Rather than forcing 27 countries to agree on every comma of their tax law, the “28th Regime” acts as a parallel, voluntary track. It is designed to be the fiscal engine for the newly proposed “EU Inc.” (Societas Europaea Unificata) legal form, aiming to transform the Single Market into a true home court for startups and scale-ups.
Slaying the Compliance Dragon: 30% Savings for SMEs
For small and medium enterprises (SMEs), the primary barrier to expansion in Europe hasn’t been the product—it’s the paperwork. The EU 28th Tax Regime targets this “fragmentation tax” head-on.
- Harmonized Base: A uniform method for determining taxable income, drawing inspiration from previous BEFIT and CCCTB models.
- Loss Relief: Automatic cross-border loss relief, allowing a startup’s losses in Berlin to offset profits in Barcelona.
- Withholding Tax Simplification: Drastically reducing the procedural hurdles for intra-regime payments.
- The “Once-Only” Principle: Digital transmission of company data between registers and tax authorities to prevent redundant filing.
Comparison: The Status Quo vs. The 28th Regime
| Feature | Current 27-State System | EU 28th Tax Regime (Proposed) |
| Regulation | 27 Distinct National Laws | One Harmonized EU Regulation |
| Participation | Mandatory | Optional (Opt-in) |
| SME Compliance Costs | High (Baseline) | ~30% Estimated Reduction |
| Loss Relief | Often Restricted/National | Automatic Cross-Border |
| Registration | Local per Member State | Single EU-wide Digital Interface |
Sovereignty vs. Speed
While the economic benefits are enticing, the debate remains a tightrope walk between efficiency and national pride. Several member states have voiced fears that even an “optional” regime could act as a Trojan horse for the erosion of national fiscal sovereignty.

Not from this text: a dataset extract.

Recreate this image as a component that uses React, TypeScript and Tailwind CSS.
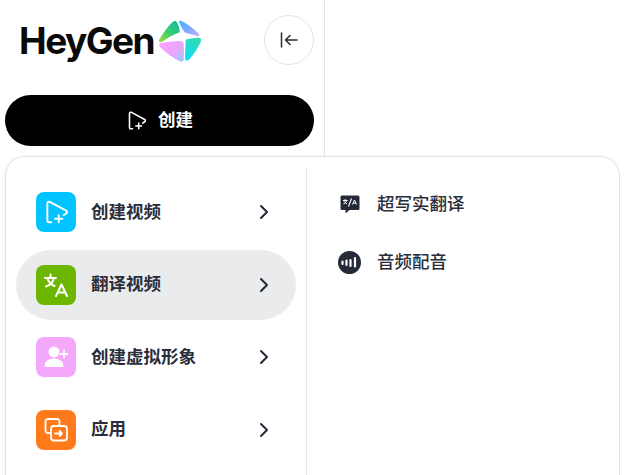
import type { ReactNode } from 'react';
import { ChevronRight } from 'lucide-react';

const cjk = "font-['Inter','Noto_Sans_CJK_SC',sans-serif]";

function LogoMark() {
  return (
    <svg width="44" height="42" viewBox="24 27 132 126" fill="none">
      <defs>
        <linearGradient id="g1" x1="35" y1="95" x2="85" y2="35" gradientUnits="userSpaceOnUse">
          <stop stopColor="#9bd84a" />
          <stop offset="0.5" stopColor="#35cf72" />
          <stop offset="1" stopColor="#12b9a8" />
        </linearGradient>
        <linearGradient id="g2" x1="90" y1="30" x2="148" y2="75" gradientUnits="userSpaceOnUse">
          <stop stopColor="#3db4ff" />
          <stop offset="1" stopColor="#c9a2ff" />
        </linearGradient>
        <linearGradient id="g3" x1="45" y1="100" x2="100" y2="150" gradientUnits="userSpaceOnUse">
          <stop stopColor="#f7a3ff" />
          <stop offset="0.55" stopColor="#e5a8fb" />
          <stop offset="1" stopColor="#8fc8ff" />
        </linearGradient>
        <linearGradient id="g4" x1="135" y1="80" x2="110" y2="150" gradientUnits="userSpaceOnUse">
          <stop stopColor="#2fdcb0" />
          <stop offset="1" stopColor="#0fdcff" />
        </linearGradient>
      </defs>
      <path d="M27 87C38 68 52 47 69 32c4-3 9-3 11 1 5 8 8 18 9 26 0 3-1 5-4 6-16 6-32 15-48 27-6 4-13 0-10-5Z" fill="url(#g1)" />
      <path d="M88 30c1-2 3-2 5-1 20 9 38 23 53 39 4 4 3 8-2 7-12-3-24-6-35-9-4-1-6-3-8-6-5-8-10-17-13-26-1-2-1-3 0-4Z" fill="url(#g2)" />
      <path d="M33 96c18-3 38-6 58-6 7 0 10 3 10 9 1 16 1 31 0 46 0 7-6 9-12 6-20-10-39-24-55-39-7-6-8-14-1-16Z" fill="url(#g3)" />
      <path d="M107 92c0-5 2-7 7-8 11-2 22-4 32-4 7 0 9 7 6 13-9 19-21 37-34 52-5 6-13 5-13-3 0-16 1-33 2-50Z" fill="url(#g4)" />
    </svg>
  );
}

function PlayPlus({ size, color }: { size: number; color: string }) {
  return (
    <svg width={size} height={size} viewBox="0 0 24 24" fill="none" stroke={color} strokeWidth="1.8" strokeLinecap="round" strokeLinejoin="round">
      <path d="M7.500 21.500H5.600C4.700 21.500 4 20.800 4 19.900V4C4 2.800 5.300 2.100 6.300 2.700L21.400 10.800c1 .6 1 2 0 2.600L19 15" />
      <path d="M14.500 15v6.500M11.200 18.200h6.600" />
    </svg>
  );
}

function TranslateIcon() {
  return (
    <svg width="26" height="26" viewBox="0 0 26 26" fill="none" stroke="#fff" strokeWidth="2" strokeLinecap="round" strokeLinejoin="round">
      <path d="M2 6h11M7.500 2.500V6M11 6c-.8 4-3.600 7-8 8.500M4.500 6.500c1 3.500 3.500 6 7 7.500" />
      <path d="M13 24 18.500 12.500 24 24M14.800 20.500h7.400" />
    </svg>
  );
}

function PersonPlus() {
  return (
    <svg width="26" height="26" viewBox="0 0 26 26" fill="#fff">
      <circle cx="11" cy="8" r="5.500" />
      <path d="M1.500 22c0-4.500 4-7.500 9.500-7.500s9.500 3 9.500 7.500c0 .6-.4 1-1 1h-17c-.6 0-1-.4-1-1Z" />
      <path d="M21 6.500v7M17.500 10h7" stroke="#fff" strokeWidth="1.800" strokeLinecap="round" />
    </svg>
  );
}

function AppsIcon() {
  return (
    <svg width="24" height="24" viewBox="0 0 24 24" fill="none" stroke="#fff" strokeWidth="1.800" strokeLinecap="round" strokeLinejoin="round">
      <path d="M6 15H4a2.500 2.500 0 0 1-2.500-2.500V3.500A2.500 2.500 0 0 1 4 1h9a2.500 2.500 0 0 1 2.500 2.500V8" />
      <rect x="7" y="8" width="16" height="14.500" rx="3" />
      <path d="M11 15.500h7M15.500 13 18 15.500 15.500 18" />
    </svg>
  );
}

function BubbleIcon() {
  return (
    <svg width="20" height="19" viewBox="0 0 20 19" fill="#252a38">
      <path d="M2 .5h16A1.500 1.500 0 0 1 19.500 2v11.500A1.500 1.500 0 0 1 18 15H9.500L5.500 18.500V15H2A1.500 1.500 0 0 1 .5 13.500V2A1.500 1.500 0 0 1 2 .5Z" />
      <path d="M8.500 11.500 11.500 3.500" stroke="#fff" strokeWidth="1.100" />
      <path d="M3 5.500h4.500M5.200 4v1.500M6.600 5.800c-.4 1.500-1.400 2.400-3.100 3M4 6.200c.6 1.100 1.500 2 2.900 2.600M12.500 9.500 14.500 5l2 4.500M13.200 8.200h2.600" stroke="#fff" strokeWidth="1" fill="none" />
    </svg>
  );
}

function AudioIcon() {
  return (
    <svg width="23" height="23" viewBox="0 0 23 23">
      <circle cx="11.500" cy="11.500" r="11.500" fill="#252a38" />
      <path d="M4.500 10.500v2.500M8.500 9.500v4.500M12.500 9v6M17 7v8.500" stroke="#fff" strokeWidth="2.200" strokeLinecap="round" />
    </svg>
  );
}

function MenuRow({ icon, bg, label, active }: { icon: ReactNode; bg: string; label: string; active?: boolean }) {
  return (
    <div className={`flex h-[70px] items-center rounded-[35px] pl-5 pr-5 ${active ? 'bg-[#eaebed]' : ''}`}>
      <div className={`flex h-10 w-10 shrink-0 items-center justify-center rounded-lg ${bg}`}>{icon}</div>
      <span className="ml-[15px] flex-1 text-[17.500px] font-bold text-[#2a2e3b]">{label}</span>
      <ChevronRight size={24} strokeWidth={2} className="text-[#252a38]" />
    </div>
  );
}

export default function App() {
  return (
    <div className={`h-[475px] w-[624px] overflow-hidden bg-white ${cjk}`}>
      <div className="flex h-[156px] w-[325px] flex-col border-r border-[#e4e5e9] pl-[5px] pr-[10px]">
        <div className="flex h-[95px] items-start">
          <div className="ml-[14px] mt-[20px] flex items-center">
            <span className="font-['Inter',sans-serif] text-[37px] font-bold leading-[42px] tracking-[-1.500px] text-[#0a0a0a]">HeyGen</span>
            <div className="ml-[4px]"><LogoMark /></div>
          </div>
          <button className="ml-auto mt-[15px] flex h-[50px] w-[50px] items-center justify-center rounded-full border border-[#e4e5e9] bg-white">
            <svg width="20" height="20" viewBox="0 0 20 20" fill="none" stroke="#252a38" strokeWidth="1.500" strokeLinecap="round" strokeLinejoin="round">
              <path d="M2.500 3v14M18 10H6.500M11 5.500 6.500 10l4.500 4.500" />
            </svg>
          </button>
        </div>
        <button className="flex h-[51px] w-full items-center justify-center gap-[11px] rounded-full bg-black text-[17.500px] font-bold text-white">
          <PlayPlus size={21} color="#fff" />
          <span>创建</span>
        </button>
      </div>

      <div className="ml-[5px] flex h-[340px] w-[615px] rounded-t-[20px] border border-b-0 border-[#e4e5e9] pt-[10px] shadow-[-1px_0_3px_rgba(0,0,0,0.06)]">
        <div className="w-[301px] border-r border-[#e4e5e9] pl-[10px] pr-[10px]">
          <div className="flex flex-col gap-[2.500px] pt-[10px]">
            <MenuRow bg="bg-[#00c3ff]" label="创建视频" icon={<PlayPlus size={26} color="#fff" />} />
            <MenuRow bg="bg-[#6db600]" label="翻译视频" icon={<TranslateIcon />} active />
            <MenuRow bg="bg-[#f3a8fc]" label="创建虚拟形象" icon={<PersonPlus />} />
            <MenuRow bg="bg-[#ff7a1a]" label="应用" icon={<AppsIcon />} />
          </div>
        </div>
        <div className="flex flex-col pl-[31px] pt-[8px] text-[17.500px] font-medium text-[#2a2e3b]">
          <div className="flex h-[58px] items-center gap-[16px]">
            <div className="flex w-[23px] justify-center"><BubbleIcon /></div>
            <span>超写实翻译</span>
          </div>
          <div className="flex h-[58px] items-center gap-[16px]">
            <AudioIcon />
            <span>音频配音</span>
          </div>
        </div>
      </div>
    </div>
  );
}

FISC Discussion Insight: “This is not about replacing national systems; it’s about providing a high-speed lane for those who want to drive across borders. The value lies in a targeted, integrated framework that treats tax as a building block for competitiveness, not a barrier to it.”
The FISC subcommittee is expected to finalize its report by Q3 2026, with the goal of integrating these tax elements into the broader “EU Inc.” legal framework by 2027.